You don't need to clean primer pockets for a pistol cartridge. The progressive loaders, like Dillon's, all knock out the primer at the sizing station and move the case directly to the priming station. No cleaning stop. Dillon claims to have done extensive testing and sees no performance difference.

I have found that deburring flashholes can improve accuracy substantially when using ball powder (AA2520 in .308, specifically) in rifles, but can't detect any difference with stick powder. Ball powder is harder to ignite, which may account for the observation. For this reason I will de-cap rifle cases as a separate operation before cleaning them, figuring it might make a difference to have that primer pocket clean if I decide to load a ball powder next time around. I haven't tested this theory—it just makes me feel better to do it this way.
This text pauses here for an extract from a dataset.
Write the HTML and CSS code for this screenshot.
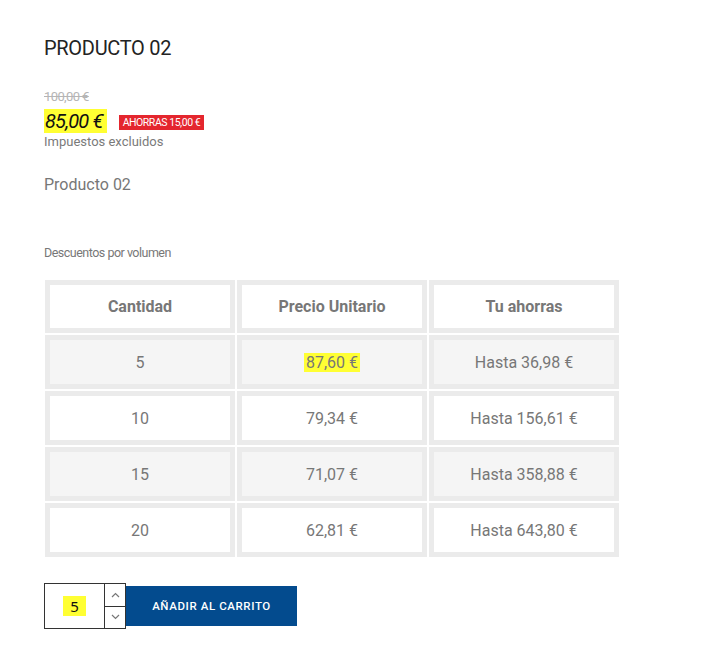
FILE: index.html
```html
<!DOCTYPE html>
<html lang="es">
<head>
<meta charset="utf-8">
<title>Producto 02</title>
<link rel="stylesheet" href="styles.css">
</head>
<body>
<div class="product">
  <h1 class="title">PRODUCTO 02</h1>
  <div class="prices">
    <div class="old-price">100,00 €</div>
    <div class="price-row">
      <span class="price"><mark>85,00 €</mark></span>
      <span class="badge">AHORRAS 15,00 €</span>
    </div>
    <div class="tax">Impuestos excluidos</div>
  </div>
  <p class="desc">Producto 02</p>
  <div class="volume-label">Descuentos por volumen</div>
  <table class="discounts">
    <thead>
      <tr><th>Cantidad</th><th>Precio Unitario</th><th>Tu ahorras</th></tr>
    </thead>
    <tbody>
      <tr class="odd"><td>5</td><td><mark>87,60 €</mark></td><td>Hasta 36,98 €</td></tr>
      <tr><td>10</td><td>79,34 €</td><td>Hasta 156,61 €</td></tr>
      <tr class="odd"><td>15</td><td>71,07 €</td><td>Hasta 358,88 €</td></tr>
      <tr><td>20</td><td>62,81 €</td><td>Hasta 643,80 €</td></tr>
    </tbody>
  </table>
  <div class="add-row">
    <div class="qty">
      <div class="qty-value"><mark>5</mark></div>
      <div class="qty-arrows">
        <span class="arrow"><svg width="9" height="6" viewBox="0 0 9 6"><path d="M1 5 L4.5 1.5 L8 5" fill="none" stroke="#777" stroke-width="1.2"/></svg></span>
        <span class="arrow"><svg width="9" height="6" viewBox="0 0 9 6"><path d="M1 1 L4.5 4.5 L8 1" fill="none" stroke="#777" stroke-width="1.2"/></svg></span>
      </div>
    </div>
    <button class="add-btn">AÑADIR AL CARRITO</button>
  </div>
</div>
</body>
</html>
```

FILE: styles.css
```css
* { box-sizing: border-box; }
body {
  margin: 0;
  background: #fff;
  font-family: Roboto, "Noto Sans", sans-serif;
  color: #7a7a7a;
}
.product {
  padding: 36px 0 0 44px;
}
.title {
  margin: 0;
  font-size: 20px;
  font-weight: 400;
  color: #232323;
  line-height: 24px;
  letter-spacing: -0.3px;
}
.prices {
  margin-top: 30px;
}
.old-price {
  font-size: 13px;
  line-height: 14px;
  color: #b5b5b5;
  text-decoration: line-through;
  letter-spacing: -0.6px;
}
.price-row {
  display: flex;
  align-items: center;
  margin-top: 7px;
  height: 20px;
}
.price {
  font-size: 20px;
  font-style: italic;
  color: #111;
  letter-spacing: -0.8px;
  line-height: 20px;
}
mark {
  background: #ffff33;
  color: inherit;
}
.price mark {
  padding: 0 4px 0 1px;
}
.badge {
  margin-left: 12px;
  background: #e4262e;
  color: #fff;
  font-size: 10.5px;
  line-height: 15px;
  height: 15px;
  padding: 0 4px;
  letter-spacing: -0.45px;
  margin-top: 2px;
}
.tax {
  font-size: 13px;
  line-height: 16px;
  margin-top: 3px;
  color: #7a7a7a;
}
.desc {
  margin: 25px 0 0 0;
  font-size: 16px;
  line-height: 20px;
  color: #777;
}
.volume-label {
  margin-top: 50px;
  font-size: 12.5px;
  line-height: 16px;
  color: #777;
  letter-spacing: -0.5px;
}
.discounts {
  margin: 17px 0 0 -1px;
  border-collapse: separate;
  border-spacing: 2px;
}
.discounts th,
.discounts td {
  width: 190px;
  height: 54px;
  border: 5px solid #ebebeb;
  text-align: center;
  font-size: 16px;
  color: #777;
  padding: 0;
  background: #fff;
}
.discounts th {
  height: 53px;
  font-weight: 700;
}
.discounts tr.odd td {
  background: #f5f5f5;
}
.discounts td mark {
  padding: 0 2px;
}
.add-row {
  display: flex;
  align-items: center;
  margin-top: 24px;
}
.qty {
  display: flex;
  height: 46px;
  border: 1px solid #333;
}
.qty-value {
  width: 60px;
  display: flex;
  align-items: center;
  justify-content: center;
  font-family: "Noto Sans", sans-serif;
  font-size: 15px;
  color: #111;
  border-right: 1px solid #333;
}
.qty-value mark {
  padding: 0 7px;
}
.qty-arrows {
  width: 20px;
  display: flex;
  flex-direction: column;
}
.arrow {
  flex: 1;
  display: flex;
  align-items: center;
  justify-content: center;
}
.arrow + .arrow {
  border-top: 1px solid #333;
}
.add-btn {
  width: 171px;
  height: 40px;
  border: 0;
  background: #034b8e;
  color: #fff;
  font-family: Roboto, sans-serif;
  font-size: 11.5px;
  font-weight: 500;
  letter-spacing: 0.6px;
  cursor: pointer;
}
```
For pistols you can get Dillon's primer pocket swaging tool to clean up military primer pockets. Because it swages, the case head brass flows and forms a slight crater rim around the primer pocket. This gets flattened against the breech face during firing, pushing some of the brass back where it was, so you may have to do this two or three times before things settle down. It's fast and easy, though.
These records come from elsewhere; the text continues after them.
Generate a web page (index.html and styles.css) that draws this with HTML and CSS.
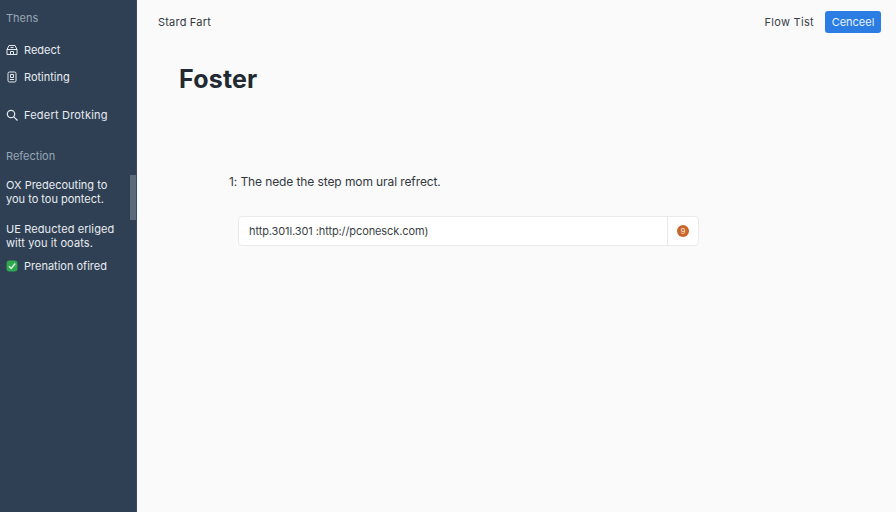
FILE: index.html
```html
<!DOCTYPE html>
<html lang="en">
<head>
<meta charset="utf-8">
<title>Foster</title>
<link rel="stylesheet" href="styles.css">
</head>
<body>
<div class="app">
  <aside class="sidebar">
    <div class="scrollthumb"></div>
    <div class="label label-top">Thens</div>
    <div class="nav-item first">
      <svg class="ico" viewBox="0 0 12 12" fill="none" stroke="#e4e9ee" stroke-width="1"><path d="M1 5.500 3 1.500h6l2 4v5H1z"/><path d="M1 5.500h10M4.500 3.500h3M4.500 7.500h3v3h-3z"/></svg>
      <span>Redect</span>
    </div>
    <div class="nav-item second">
      <svg class="ico" viewBox="0 0 12 12" fill="none" stroke="#e4e9ee" stroke-width="1"><rect x="2" y="1" width="8" height="10" rx="1.500"/><path d="M4.500 3.500h3v3h-3zM4 8.500h4"/></svg>
      <span>Rotinting</span>
    </div>
    <div class="nav-item third">
      <svg class="ico" viewBox="0 0 12 12" fill="none" stroke="#e4e9ee" stroke-width="1.200"><circle cx="5" cy="5" r="3.700"/><path d="M7.800 7.800 11.500 11.500"/></svg>
      <span>Federt Drotking</span>
    </div>
    <div class="label label-mid">Refection</div>
    <p class="para para-a">OX Predecouting to<br>you to tou pontect.</p>
    <p class="para para-b">UE Reducted erliged<br>witt you it ooats.</p>
    <div class="nav-item status">
      <svg class="ico-check" viewBox="0 0 12 12"><rect x="0.500" y="0.500" width="11" height="11" rx="3" fill="#2fa84f"/><path d="M3 6.300 5.200 8.500 9.200 3.500" fill="none" stroke="#dff5e4" stroke-width="1.500"/></svg>
      <span>Prenation ofired</span>
    </div>
  </aside>
  <main class="main">
    <header class="topbar">
      <span class="crumb">Stard Fart</span>
      <div class="actions">
        <span class="flow">Flow Tist</span>
        <button class="btn" type="button">Cenceel</button>
      </div>
    </header>
    <h1 class="title">Foster</h1>
    <p class="step">1: The nede the step mom ural refrect.</p>
    <div class="urlbox">
      <div class="urltext">http.301l.301 :http://pconesck.com)</div>
      <div class="urlside"><span class="dot">9</span></div>
    </div>
  </main>
</div>
</body>
</html>
```

FILE: styles.css
```css
* { box-sizing: border-box; }
html, body { margin: 0; height: 100%; }
body { font-family: "Inter", "Liberation Sans", sans-serif; overflow: hidden; background: #fafafa; }
.app { display: flex; width: 896px; height: 512px; }

.sidebar {
  position: relative;
  width: 137px;
  flex: none;
  padding: 11px 0 0 6px;
  background: #2f4055;
  color: #e8ecf0;
  font-size: 11px;
  border-right: 1px solid #3b4a5c;
}
.scrollthumb {
  position: absolute;
  right: 0;
  top: 175px;
  width: 6px;
  height: 45px;
  background: #5c6b7c;
}
.label { color: #97a5b4; font-size: 11px; line-height: 14px; }
.label-mid { margin-top: 27px; }
.nav-item { display: flex; align-items: center; gap: 6px; line-height: 14px; white-space: nowrap; }
.first { margin-top: 18px; }
.second { margin-top: 13px; }
.third { margin-top: 24px; letter-spacing: 0.2px; }
.ico { width: 12px; height: 12px; flex: none; }
.ico-check { width: 12px; height: 12px; flex: none; }
.para { margin: 0; font-size: 11px; line-height: 14px; color: #e8ecf0; white-space: nowrap; }
.para-a { margin-top: 15px; }
.para-b { margin-top: 16px; letter-spacing: 0.1px; }
.status { margin-top: 9px; }

.main { flex: 1; min-width: 0; display: flex; flex-direction: column; padding: 10px 15px 0 21px; background: #fafafa; }
.topbar { display: flex; justify-content: space-between; align-items: center; height: 23px; }
.crumb { font-size: 11px; letter-spacing: 0.2px; color: #33383f; }
.actions { display: flex; align-items: center; gap: 11px; }
.flow { font-size: 11px; letter-spacing: 0.3px; color: #3a4048; }
.btn {
  width: 56px;
  height: 22px;
  padding: 0;
  border: none;
  border-radius: 3px;
  background: #2b7de3;
  color: #e8f1fc;
  font: 11px "Inter", "Liberation Sans", sans-serif;
}
.title { margin: 32px 0 0 21px; font-size: 25px; line-height: 28px; letter-spacing: 0.2px; font-weight: 700; color: #222932; }
.step { margin: 81px 0 0 71px; font-size: 12px; line-height: 16px; letter-spacing: -0.1px; color: #33383f; }
.urlbox {
  display: flex;
  width: 461px;
  height: 30px;
  margin: 26px 0 0 80px;
  background: #fff;
  border: 1px solid #e9eaec;
  border-radius: 4px;
}
.urltext { flex: 1; padding-left: 10px; font-size: 11px; line-height: 28px; letter-spacing: -0.1px; color: #3a3f46; white-space: nowrap; }
.urlside { width: 31px; display: flex; align-items: center; justify-content: center; border-left: 1px solid #e9eaec; }
.dot {
  width: 12px;
  height: 12px;
  border-radius: 50%;
  background: #c9652a;
  color: #f6e4d4;
  font-size: 8px;
  line-height: 12px;
  text-align: center;
}
```
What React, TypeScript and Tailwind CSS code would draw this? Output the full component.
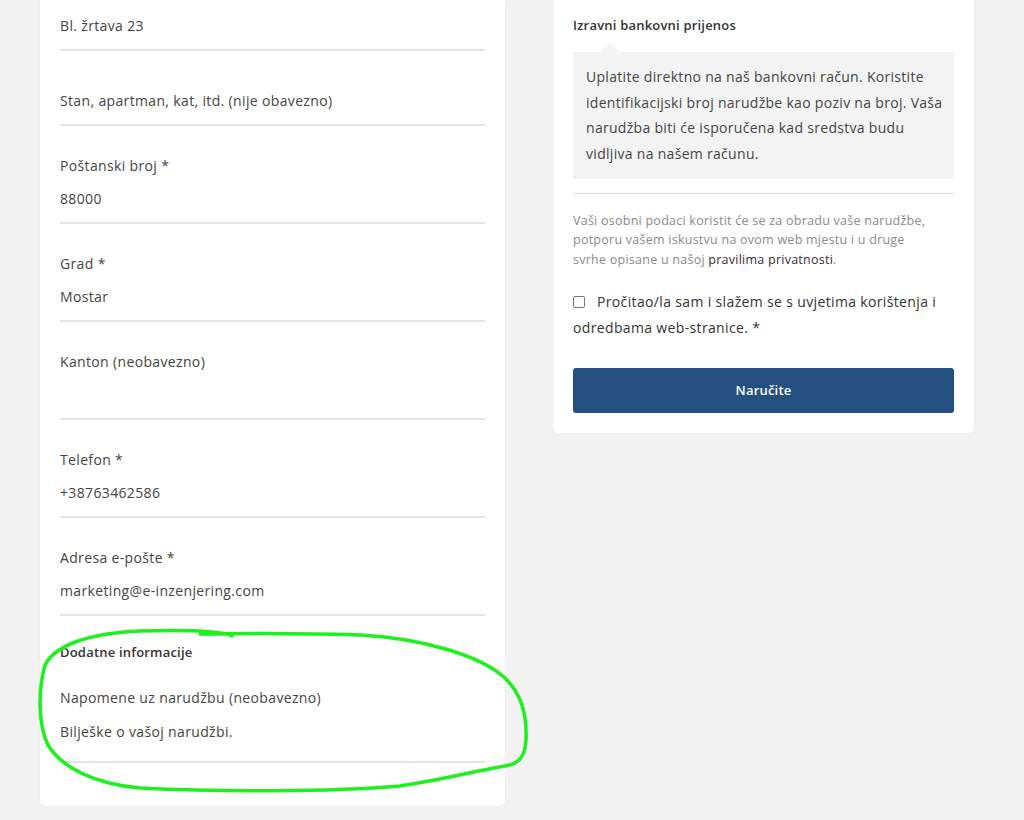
const font = { fontFamily: '"Open Sans", "Liberation Sans", sans-serif' }

type Field = { label?: string; value?: string; first?: boolean }

const fields: Field[] = [
    { value: 'Bl. žrtava 23', first: true },
    { value: 'Stan, apartman, kat, itd. (nije obavezno)' },
    { label: 'Poštanski broj *', value: '88000' },
    { label: 'Grad *', value: 'Mostar' },
    { label: 'Kanton (neobavezno)', value: '' },
    { label: 'Telefon *', value: '+38763462586' },
    { label: 'Adresa e-pošte *', value: 'marketing@e-inzenjering.com' },
]

function FormField({ label, value, first }: Field) {
    return (
        <div className={first ? 'pt-[3px]' : label ? 'pt-[30px]' : 'pt-[27px]'}>
            {label && <div className="h-[20px] leading-[20px] text-[14px] tracking-[0.35px] text-[#444]">{label}</div>}
            <div className="h-[48px] leading-[46px] border-b-2 border-[#e2e2e2] text-[14px] tracking-[0.35px] text-[#444]">
                {value}
            </div>
        </div>
    )
}

export default function App() {
    return (
        <div className="relative w-[1024px] h-[820px] overflow-hidden bg-[#f2f2f2]" style={font}>
            <div className="flex items-start gap-[48px] pl-[40px]">
                {/* lijeva kolona - adresa */}
                <div className="w-[465px] bg-white rounded-b-[5px] shadow-[0_0_2px_rgba(0,0,0,0.06)] px-[20px] pb-[43px]">
                    {fields.map((f, i) => (
                        <FormField key={i} {...f} />
                    ))}

                    <h3 className="mt-[27px] h-[18px] leading-[18px] text-[13px] tracking-[0.2px] font-semibold text-[#333]">Dodatne informacije</h3>
                    <div className="pt-[27px]">
                        <div className="h-[20px] leading-[20px] text-[14px] tracking-[0.35px] text-[#444]">Napomene uz narudžbu (neobavezno)</div>
                        <div className="h-[55px] pt-[14px] leading-[20px] border-b-2 border-[#e2e2e2] text-[14px] tracking-[0.35px] text-[#444]">
                            Bilješke o vašoj narudžbi.
                        </div>
                    </div>
                </div>

                {/* desna kolona - plaćanje */}
                <div className="w-[421px] bg-white rounded-b-[5px] shadow-[0_0_2px_rgba(0,0,0,0.06)] px-[20px] pb-[20px]">
                    <div className="pt-[16px] h-[42px] leading-[18px] text-[13px] tracking-[0.2px] font-semibold text-[#333]">Izravni bankovni prijenos</div>
                    <div className="relative mt-[10px] bg-[#f3f3f3] pl-[13px] pr-[4px] py-[12px] text-[14px] tracking-[0.3px] leading-[25.7px] text-[#444]">
                        <div className="absolute -top-[9px] left-[28px] w-0 h-0 border-l-[9px] border-r-[9px] border-b-[9px] border-l-transparent border-r-transparent border-b-[#f3f3f3]" />
                        Uplatite direktno na naš bankovni račun. Koristite identifikacijski broj narudžbe kao poziv na broj. Vaša narudžba biti će isporučena kad sredstva budu vidljiva na našem računu.
                    </div>
                    <div className="mt-[14px] border-t border-[#dcdcdc]" />
                    <p className="mt-[17px] text-[12.5px] tracking-[0.25px] leading-[19.5px] text-[#8a8a8a] whitespace-nowrap">
                        Vaši osobni podaci koristit će se za obradu vaše narudžbe,
                        <br />
                        potporu vašem iskustvu na ovom web mjestu i u druge
                        <br />
                        svrhe opisane u našoj <span className="text-[#3a2a3a]">pravilima privatnosti</span>.
                    </p>
                    <div className="mt-[20px] text-[14px] tracking-[0.35px] leading-[26px] text-[#333]">
                        <span className="inline-block align-[-1px] w-[12px] h-[12px] border border-[#767676] rounded-[2px] mr-[12px] bg-white" />
                        Pročitao/la sam i slažem se s uvjetima korištenja i odredbama web-stranice. *
                    </div>
                    <button className="mt-[27px] w-full h-[45px] rounded-[3px] bg-[#244f81] text-white text-[13px] tracking-[0.2px] font-semibold">
                        Naručite
                    </button>
                </div>
            </div>

            {/* ručno nacrtana oznaka */}
            <svg className="absolute inset-0 pointer-events-none" width="1024" height="820" viewBox="0 0 1024 820">
                <path
                    d="M 200 634 C 260 633, 330 634, 360 635 C 420 638, 480 655, 505 678 C 522 695, 527 715, 526 740 C 525 758, 518 764, 505 766 C 470 772, 440 780, 400 786 C 330 792, 220 792, 140 788 C 95 784, 62 768, 48 745 C 38 725, 38 690, 45 665 C 55 645, 90 633, 140 631 C 180 630, 220 630, 232 636"
                    fill="none"
                    stroke="#1ef01e"
                    strokeWidth="3.5"
                    strokeLinecap="round"
                    strokeLinejoin="round"
                />
            </svg>
        </div>
    )
}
For rifle, where case head squareness matters more to accuracy and where the bolt face pressures get higher, I recommend you go to Sinclair and get a Wilson case trimming tool with Wilson's primer pocket uniforming accessory. This is basically a profile cutter that cleans out either military or commercial primer pockets to maximum dimension and gives them a radiused shoulder for very easy primer insertion. Too much work for pistol, though.

Lubing the Autoprime matters. I have read at least one lengthy thread complaining about wear. I use a boron nitride grease packaged by Tamiya for model cars as Ceramic Grease. However, I think any good gun grease would probably do just fine. I’ve avoided using moly grease just to help keep my hands clean.

For rifle, I've had good luck with the K&M priming tool. It aligns the primer squarely with the base of the case before inserting it. The compound arm loses leverage as it approaches the final seat position, so you can feel the primer bottom out in the pocket before you indent it. It is a one-at-a-time device, so, again, not my first choice for pistol where that priming precision isn't needed. This is a slow-fire rifle ammunition gadget.